[Directions] Review the listing and copy each line that holds the word "screenshot".

[Data in this exercise]
------
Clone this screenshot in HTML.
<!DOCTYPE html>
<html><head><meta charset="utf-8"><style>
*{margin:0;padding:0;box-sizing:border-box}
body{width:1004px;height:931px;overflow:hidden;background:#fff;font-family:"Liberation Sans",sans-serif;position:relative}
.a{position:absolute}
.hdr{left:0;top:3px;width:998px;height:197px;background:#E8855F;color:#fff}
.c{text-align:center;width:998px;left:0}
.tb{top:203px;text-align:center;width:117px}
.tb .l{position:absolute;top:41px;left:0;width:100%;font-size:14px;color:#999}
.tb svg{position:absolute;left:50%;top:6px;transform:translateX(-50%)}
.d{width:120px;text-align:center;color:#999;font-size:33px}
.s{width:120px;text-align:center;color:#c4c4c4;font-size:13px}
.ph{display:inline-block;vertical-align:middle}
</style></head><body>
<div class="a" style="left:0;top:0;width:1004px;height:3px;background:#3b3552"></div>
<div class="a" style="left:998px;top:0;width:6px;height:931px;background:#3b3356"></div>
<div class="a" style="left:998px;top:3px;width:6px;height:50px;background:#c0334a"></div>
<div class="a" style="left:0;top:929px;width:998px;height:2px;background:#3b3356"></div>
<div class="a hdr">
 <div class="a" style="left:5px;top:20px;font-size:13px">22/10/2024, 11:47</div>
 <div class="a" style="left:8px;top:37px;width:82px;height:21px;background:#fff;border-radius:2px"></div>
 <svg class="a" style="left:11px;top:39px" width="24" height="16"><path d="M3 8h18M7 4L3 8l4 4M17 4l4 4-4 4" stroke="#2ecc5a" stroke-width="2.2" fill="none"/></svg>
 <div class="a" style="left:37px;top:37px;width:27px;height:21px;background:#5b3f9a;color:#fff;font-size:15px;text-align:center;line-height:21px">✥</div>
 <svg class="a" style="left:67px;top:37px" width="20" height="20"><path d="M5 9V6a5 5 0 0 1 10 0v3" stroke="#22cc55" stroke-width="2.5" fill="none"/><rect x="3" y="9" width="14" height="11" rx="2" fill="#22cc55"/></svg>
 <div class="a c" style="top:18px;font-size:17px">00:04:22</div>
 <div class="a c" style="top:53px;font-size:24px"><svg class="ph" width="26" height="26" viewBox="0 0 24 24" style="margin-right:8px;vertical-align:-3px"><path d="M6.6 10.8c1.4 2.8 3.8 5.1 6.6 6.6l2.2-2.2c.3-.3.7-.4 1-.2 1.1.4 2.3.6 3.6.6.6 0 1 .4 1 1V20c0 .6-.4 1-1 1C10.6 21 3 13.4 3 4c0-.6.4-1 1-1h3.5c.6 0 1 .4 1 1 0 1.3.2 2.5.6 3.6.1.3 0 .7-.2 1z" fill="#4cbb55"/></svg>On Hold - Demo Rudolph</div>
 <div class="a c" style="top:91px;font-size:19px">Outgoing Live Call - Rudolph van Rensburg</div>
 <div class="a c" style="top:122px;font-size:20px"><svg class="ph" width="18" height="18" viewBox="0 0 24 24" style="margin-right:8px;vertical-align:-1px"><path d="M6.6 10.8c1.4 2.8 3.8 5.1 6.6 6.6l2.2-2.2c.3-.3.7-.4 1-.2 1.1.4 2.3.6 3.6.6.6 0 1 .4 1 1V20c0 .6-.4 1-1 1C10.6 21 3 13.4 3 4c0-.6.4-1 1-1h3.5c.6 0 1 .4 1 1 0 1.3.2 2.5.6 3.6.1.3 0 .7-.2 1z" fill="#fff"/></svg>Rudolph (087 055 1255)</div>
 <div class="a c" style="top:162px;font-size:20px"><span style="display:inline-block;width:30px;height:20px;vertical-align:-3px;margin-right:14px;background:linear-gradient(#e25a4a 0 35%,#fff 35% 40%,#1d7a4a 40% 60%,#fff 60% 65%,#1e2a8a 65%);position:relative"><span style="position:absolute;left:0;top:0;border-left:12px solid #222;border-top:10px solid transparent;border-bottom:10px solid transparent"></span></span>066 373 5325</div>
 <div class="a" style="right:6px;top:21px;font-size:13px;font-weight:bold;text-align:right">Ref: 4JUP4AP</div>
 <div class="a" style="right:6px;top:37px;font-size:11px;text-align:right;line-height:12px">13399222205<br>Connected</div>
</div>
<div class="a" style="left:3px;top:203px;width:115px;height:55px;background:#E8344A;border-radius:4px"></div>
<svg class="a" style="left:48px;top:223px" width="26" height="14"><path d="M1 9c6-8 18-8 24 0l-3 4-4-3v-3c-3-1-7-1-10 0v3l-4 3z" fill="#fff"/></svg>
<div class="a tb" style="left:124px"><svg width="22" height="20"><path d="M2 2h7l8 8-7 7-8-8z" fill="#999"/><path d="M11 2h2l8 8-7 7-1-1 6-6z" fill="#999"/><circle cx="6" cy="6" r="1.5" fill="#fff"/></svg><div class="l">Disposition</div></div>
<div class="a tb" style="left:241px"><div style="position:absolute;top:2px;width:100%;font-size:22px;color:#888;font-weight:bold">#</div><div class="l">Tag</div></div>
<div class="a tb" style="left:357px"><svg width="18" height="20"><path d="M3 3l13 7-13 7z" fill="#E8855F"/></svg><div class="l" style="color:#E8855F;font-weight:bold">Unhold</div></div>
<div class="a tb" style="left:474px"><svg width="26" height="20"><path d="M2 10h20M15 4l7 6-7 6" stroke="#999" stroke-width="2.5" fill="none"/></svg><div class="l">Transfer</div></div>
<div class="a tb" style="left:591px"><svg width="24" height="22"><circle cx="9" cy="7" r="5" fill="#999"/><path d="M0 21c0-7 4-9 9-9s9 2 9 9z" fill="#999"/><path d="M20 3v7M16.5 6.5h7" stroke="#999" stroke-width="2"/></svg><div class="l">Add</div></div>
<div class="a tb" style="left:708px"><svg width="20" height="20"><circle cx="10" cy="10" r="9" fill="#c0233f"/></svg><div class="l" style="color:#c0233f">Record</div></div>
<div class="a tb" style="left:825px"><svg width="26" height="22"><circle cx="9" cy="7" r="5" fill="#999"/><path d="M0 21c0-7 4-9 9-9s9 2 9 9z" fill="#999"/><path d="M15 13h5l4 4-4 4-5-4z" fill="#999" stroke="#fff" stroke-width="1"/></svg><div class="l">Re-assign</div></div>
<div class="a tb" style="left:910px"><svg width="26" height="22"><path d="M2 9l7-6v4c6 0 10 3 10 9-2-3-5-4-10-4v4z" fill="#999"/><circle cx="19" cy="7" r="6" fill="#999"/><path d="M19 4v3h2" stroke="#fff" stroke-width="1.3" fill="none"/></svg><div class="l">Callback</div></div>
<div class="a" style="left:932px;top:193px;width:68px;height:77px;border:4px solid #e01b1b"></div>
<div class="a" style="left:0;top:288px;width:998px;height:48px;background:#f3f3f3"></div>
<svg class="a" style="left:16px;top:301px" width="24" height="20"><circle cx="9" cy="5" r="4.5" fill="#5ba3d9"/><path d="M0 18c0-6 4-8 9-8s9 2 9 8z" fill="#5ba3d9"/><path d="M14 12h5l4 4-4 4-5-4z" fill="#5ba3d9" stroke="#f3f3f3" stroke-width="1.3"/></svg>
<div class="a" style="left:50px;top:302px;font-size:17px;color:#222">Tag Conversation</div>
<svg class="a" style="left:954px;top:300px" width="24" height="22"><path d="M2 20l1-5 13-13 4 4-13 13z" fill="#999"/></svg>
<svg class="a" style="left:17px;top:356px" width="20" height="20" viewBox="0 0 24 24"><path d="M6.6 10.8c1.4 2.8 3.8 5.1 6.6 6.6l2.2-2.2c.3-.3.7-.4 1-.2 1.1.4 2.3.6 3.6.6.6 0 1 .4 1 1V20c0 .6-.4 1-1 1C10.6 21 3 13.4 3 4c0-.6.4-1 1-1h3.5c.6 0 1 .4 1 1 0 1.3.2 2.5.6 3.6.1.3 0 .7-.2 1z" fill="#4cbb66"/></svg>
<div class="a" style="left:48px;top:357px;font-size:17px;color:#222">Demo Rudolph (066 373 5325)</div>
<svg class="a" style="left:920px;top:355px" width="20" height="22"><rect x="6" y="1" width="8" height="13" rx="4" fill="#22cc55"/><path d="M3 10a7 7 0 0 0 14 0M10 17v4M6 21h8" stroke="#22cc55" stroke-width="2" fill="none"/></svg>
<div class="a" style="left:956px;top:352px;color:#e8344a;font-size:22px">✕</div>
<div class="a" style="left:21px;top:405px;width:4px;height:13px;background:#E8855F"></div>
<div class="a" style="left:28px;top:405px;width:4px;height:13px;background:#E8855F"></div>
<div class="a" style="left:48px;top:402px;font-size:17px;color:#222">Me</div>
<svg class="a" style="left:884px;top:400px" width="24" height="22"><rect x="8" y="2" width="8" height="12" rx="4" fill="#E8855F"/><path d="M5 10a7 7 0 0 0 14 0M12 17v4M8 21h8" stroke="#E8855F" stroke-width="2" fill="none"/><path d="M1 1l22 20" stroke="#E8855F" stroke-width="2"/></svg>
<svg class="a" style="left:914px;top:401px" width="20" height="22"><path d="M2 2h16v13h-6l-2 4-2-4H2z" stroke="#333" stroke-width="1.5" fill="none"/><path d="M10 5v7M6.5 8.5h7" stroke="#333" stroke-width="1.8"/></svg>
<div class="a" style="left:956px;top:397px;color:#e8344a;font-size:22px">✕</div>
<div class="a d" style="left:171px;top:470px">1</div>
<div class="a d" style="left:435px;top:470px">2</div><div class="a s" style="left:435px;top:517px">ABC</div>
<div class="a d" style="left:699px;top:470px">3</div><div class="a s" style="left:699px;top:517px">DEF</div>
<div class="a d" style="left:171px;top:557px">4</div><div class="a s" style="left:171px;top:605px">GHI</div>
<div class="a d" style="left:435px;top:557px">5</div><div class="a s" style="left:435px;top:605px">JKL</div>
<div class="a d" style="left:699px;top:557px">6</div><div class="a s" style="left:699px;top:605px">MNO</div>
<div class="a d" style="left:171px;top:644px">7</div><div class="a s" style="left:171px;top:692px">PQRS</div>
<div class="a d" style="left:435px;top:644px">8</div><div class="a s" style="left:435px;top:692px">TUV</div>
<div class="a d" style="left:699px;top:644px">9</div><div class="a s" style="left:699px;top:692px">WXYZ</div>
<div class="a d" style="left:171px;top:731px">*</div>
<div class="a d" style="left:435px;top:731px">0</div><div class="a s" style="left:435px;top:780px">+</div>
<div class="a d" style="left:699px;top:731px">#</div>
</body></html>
------
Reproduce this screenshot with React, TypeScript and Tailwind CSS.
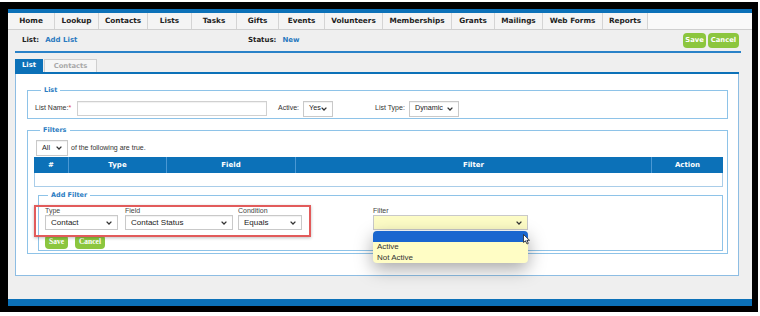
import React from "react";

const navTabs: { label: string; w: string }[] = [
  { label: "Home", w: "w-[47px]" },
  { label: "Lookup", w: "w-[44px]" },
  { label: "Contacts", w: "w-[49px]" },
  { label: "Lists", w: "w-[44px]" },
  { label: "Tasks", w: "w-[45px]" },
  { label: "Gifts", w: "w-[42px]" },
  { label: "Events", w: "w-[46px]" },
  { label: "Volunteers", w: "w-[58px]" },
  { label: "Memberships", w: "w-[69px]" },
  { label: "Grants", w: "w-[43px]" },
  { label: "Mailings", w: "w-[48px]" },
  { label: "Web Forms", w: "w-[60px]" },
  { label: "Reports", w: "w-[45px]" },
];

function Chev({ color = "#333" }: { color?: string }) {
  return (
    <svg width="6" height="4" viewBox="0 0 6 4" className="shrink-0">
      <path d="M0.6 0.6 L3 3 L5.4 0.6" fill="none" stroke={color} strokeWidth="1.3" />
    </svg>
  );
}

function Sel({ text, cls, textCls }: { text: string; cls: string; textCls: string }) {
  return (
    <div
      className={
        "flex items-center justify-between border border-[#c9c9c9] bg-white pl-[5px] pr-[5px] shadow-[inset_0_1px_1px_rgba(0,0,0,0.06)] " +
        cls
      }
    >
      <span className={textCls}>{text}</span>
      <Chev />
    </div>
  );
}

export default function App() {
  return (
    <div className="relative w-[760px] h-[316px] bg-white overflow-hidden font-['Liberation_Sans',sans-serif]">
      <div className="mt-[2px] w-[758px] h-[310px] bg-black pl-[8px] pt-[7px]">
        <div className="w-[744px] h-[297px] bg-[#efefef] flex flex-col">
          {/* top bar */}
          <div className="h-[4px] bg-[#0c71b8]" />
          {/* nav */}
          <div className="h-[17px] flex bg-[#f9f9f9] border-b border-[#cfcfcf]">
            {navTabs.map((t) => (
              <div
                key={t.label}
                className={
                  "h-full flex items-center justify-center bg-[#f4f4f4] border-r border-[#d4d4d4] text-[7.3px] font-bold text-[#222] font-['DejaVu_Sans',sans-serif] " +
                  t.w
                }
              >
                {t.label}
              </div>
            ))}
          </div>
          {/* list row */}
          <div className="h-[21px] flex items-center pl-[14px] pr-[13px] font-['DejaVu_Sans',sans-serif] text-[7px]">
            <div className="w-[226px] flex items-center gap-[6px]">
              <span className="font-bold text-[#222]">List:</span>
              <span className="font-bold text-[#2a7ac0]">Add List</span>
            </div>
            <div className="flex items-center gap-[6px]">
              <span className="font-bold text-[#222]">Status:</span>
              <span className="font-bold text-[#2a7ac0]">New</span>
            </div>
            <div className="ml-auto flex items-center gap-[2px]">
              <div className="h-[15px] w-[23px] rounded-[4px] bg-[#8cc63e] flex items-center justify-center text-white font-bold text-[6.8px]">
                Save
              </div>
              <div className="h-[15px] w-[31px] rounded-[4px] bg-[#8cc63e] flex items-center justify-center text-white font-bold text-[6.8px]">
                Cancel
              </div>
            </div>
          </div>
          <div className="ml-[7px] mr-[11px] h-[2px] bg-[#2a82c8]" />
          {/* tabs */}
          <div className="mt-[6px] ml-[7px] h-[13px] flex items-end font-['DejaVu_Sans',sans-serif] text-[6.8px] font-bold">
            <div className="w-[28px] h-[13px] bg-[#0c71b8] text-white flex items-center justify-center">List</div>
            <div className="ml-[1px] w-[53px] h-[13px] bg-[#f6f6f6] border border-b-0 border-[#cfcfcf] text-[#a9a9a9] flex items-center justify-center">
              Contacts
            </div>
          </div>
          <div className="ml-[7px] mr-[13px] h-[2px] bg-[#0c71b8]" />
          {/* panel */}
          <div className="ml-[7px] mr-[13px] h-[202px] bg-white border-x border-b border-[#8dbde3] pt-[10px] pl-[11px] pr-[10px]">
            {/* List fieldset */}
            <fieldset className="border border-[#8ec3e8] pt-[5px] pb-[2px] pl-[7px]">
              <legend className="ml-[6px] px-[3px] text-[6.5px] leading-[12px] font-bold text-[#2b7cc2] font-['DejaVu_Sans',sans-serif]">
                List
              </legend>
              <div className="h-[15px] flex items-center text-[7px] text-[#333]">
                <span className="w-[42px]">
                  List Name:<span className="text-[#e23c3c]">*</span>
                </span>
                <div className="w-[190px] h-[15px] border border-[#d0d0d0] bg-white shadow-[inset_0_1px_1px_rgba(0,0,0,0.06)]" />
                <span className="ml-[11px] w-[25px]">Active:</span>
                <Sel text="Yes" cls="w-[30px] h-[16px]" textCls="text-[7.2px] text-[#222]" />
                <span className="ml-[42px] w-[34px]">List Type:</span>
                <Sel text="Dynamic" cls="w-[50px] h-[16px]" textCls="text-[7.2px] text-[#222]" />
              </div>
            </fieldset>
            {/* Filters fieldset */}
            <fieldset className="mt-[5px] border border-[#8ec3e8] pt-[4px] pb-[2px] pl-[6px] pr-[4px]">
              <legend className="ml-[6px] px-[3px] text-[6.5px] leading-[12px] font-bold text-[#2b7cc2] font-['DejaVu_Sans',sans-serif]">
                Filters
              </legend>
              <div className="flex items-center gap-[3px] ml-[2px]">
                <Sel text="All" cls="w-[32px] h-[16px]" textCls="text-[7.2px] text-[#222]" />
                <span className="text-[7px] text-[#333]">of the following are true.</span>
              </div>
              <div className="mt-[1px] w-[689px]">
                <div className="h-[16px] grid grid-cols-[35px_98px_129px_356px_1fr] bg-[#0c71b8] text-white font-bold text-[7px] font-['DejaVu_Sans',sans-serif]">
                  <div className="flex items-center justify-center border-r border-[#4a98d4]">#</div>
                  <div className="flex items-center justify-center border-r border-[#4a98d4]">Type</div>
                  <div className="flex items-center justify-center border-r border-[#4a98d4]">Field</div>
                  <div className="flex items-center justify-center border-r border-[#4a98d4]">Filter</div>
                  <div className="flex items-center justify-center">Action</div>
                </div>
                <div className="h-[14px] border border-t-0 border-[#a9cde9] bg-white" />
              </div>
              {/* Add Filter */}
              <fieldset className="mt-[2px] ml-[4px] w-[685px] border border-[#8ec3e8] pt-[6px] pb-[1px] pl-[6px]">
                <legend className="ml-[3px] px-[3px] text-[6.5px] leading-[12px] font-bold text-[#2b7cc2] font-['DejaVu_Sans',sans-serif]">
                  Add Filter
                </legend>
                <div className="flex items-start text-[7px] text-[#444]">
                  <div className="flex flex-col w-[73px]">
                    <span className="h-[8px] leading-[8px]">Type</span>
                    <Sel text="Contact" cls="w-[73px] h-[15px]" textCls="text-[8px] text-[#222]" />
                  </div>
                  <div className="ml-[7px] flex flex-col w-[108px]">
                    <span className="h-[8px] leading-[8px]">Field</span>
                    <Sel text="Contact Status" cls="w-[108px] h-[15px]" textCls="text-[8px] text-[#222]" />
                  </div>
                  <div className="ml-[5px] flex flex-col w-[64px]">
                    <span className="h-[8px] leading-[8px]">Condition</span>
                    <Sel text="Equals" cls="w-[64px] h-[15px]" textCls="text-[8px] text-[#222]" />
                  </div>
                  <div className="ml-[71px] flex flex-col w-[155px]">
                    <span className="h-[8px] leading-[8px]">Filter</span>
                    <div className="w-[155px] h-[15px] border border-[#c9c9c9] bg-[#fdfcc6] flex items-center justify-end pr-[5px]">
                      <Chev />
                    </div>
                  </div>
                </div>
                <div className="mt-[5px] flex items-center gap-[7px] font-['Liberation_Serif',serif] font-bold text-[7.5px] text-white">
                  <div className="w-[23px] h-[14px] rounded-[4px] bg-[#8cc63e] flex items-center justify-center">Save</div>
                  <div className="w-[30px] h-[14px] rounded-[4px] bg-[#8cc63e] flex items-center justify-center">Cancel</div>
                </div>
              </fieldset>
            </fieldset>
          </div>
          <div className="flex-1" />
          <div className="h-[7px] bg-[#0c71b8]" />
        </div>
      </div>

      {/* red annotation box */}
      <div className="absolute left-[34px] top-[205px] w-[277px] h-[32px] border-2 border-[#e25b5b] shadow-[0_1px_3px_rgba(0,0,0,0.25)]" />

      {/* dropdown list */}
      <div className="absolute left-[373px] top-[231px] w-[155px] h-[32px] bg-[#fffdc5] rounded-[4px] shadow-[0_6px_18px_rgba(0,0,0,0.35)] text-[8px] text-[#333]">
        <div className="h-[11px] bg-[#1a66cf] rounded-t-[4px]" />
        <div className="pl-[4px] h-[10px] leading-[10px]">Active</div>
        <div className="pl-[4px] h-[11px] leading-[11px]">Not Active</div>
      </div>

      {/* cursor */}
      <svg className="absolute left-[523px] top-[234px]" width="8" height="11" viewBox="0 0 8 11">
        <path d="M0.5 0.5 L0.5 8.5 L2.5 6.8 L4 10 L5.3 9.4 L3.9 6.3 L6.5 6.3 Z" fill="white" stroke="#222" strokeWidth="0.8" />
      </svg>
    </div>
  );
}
------
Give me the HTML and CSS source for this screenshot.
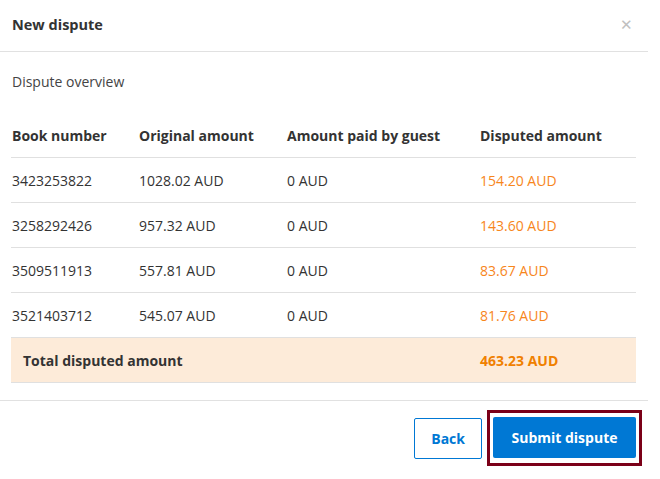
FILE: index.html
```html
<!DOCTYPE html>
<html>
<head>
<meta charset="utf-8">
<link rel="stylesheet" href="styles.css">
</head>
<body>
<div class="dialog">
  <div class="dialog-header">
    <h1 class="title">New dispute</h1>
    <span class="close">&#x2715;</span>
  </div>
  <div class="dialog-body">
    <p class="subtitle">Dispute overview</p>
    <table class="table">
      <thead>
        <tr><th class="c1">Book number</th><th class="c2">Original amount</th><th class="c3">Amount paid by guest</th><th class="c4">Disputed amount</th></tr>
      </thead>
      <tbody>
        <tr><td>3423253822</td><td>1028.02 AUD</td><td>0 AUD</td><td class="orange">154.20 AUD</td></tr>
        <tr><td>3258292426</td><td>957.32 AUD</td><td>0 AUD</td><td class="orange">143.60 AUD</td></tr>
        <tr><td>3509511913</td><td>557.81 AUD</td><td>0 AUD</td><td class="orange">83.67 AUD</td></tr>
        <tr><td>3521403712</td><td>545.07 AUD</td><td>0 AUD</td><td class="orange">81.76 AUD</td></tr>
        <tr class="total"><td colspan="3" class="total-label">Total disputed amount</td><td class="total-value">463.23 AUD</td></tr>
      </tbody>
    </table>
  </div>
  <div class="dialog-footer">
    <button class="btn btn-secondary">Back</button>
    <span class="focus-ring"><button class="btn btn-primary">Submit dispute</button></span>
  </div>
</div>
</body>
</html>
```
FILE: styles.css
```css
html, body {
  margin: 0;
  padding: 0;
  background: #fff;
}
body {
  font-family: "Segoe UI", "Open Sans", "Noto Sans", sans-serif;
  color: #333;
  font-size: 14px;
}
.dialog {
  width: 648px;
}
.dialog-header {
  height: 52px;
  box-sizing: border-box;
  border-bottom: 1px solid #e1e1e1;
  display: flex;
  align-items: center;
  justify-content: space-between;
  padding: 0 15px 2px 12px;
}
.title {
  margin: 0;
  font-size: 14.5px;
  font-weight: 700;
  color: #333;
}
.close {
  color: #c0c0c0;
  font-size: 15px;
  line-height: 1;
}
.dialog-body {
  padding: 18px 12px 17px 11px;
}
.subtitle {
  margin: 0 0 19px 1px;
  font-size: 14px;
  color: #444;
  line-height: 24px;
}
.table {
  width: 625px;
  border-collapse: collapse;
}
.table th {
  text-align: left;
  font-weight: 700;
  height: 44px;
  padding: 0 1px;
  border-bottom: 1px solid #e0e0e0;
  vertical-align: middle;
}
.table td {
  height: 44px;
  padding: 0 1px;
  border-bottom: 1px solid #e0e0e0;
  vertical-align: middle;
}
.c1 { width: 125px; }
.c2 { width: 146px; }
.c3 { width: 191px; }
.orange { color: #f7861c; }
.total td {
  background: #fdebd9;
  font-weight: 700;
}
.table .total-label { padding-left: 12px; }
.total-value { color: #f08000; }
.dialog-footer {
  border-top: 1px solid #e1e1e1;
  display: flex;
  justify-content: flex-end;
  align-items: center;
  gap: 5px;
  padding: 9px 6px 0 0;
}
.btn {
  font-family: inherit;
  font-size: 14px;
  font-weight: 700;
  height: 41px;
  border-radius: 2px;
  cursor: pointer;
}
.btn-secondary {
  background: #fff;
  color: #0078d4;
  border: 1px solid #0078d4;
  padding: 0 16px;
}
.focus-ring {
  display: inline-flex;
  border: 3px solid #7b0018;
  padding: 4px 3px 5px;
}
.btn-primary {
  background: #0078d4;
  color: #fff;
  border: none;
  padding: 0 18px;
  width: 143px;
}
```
------
[Response to the task]
Clone this screenshot in HTML.
Reproduce this screenshot with React, TypeScript and Tailwind CSS.
Give me the HTML and CSS source for this screenshot.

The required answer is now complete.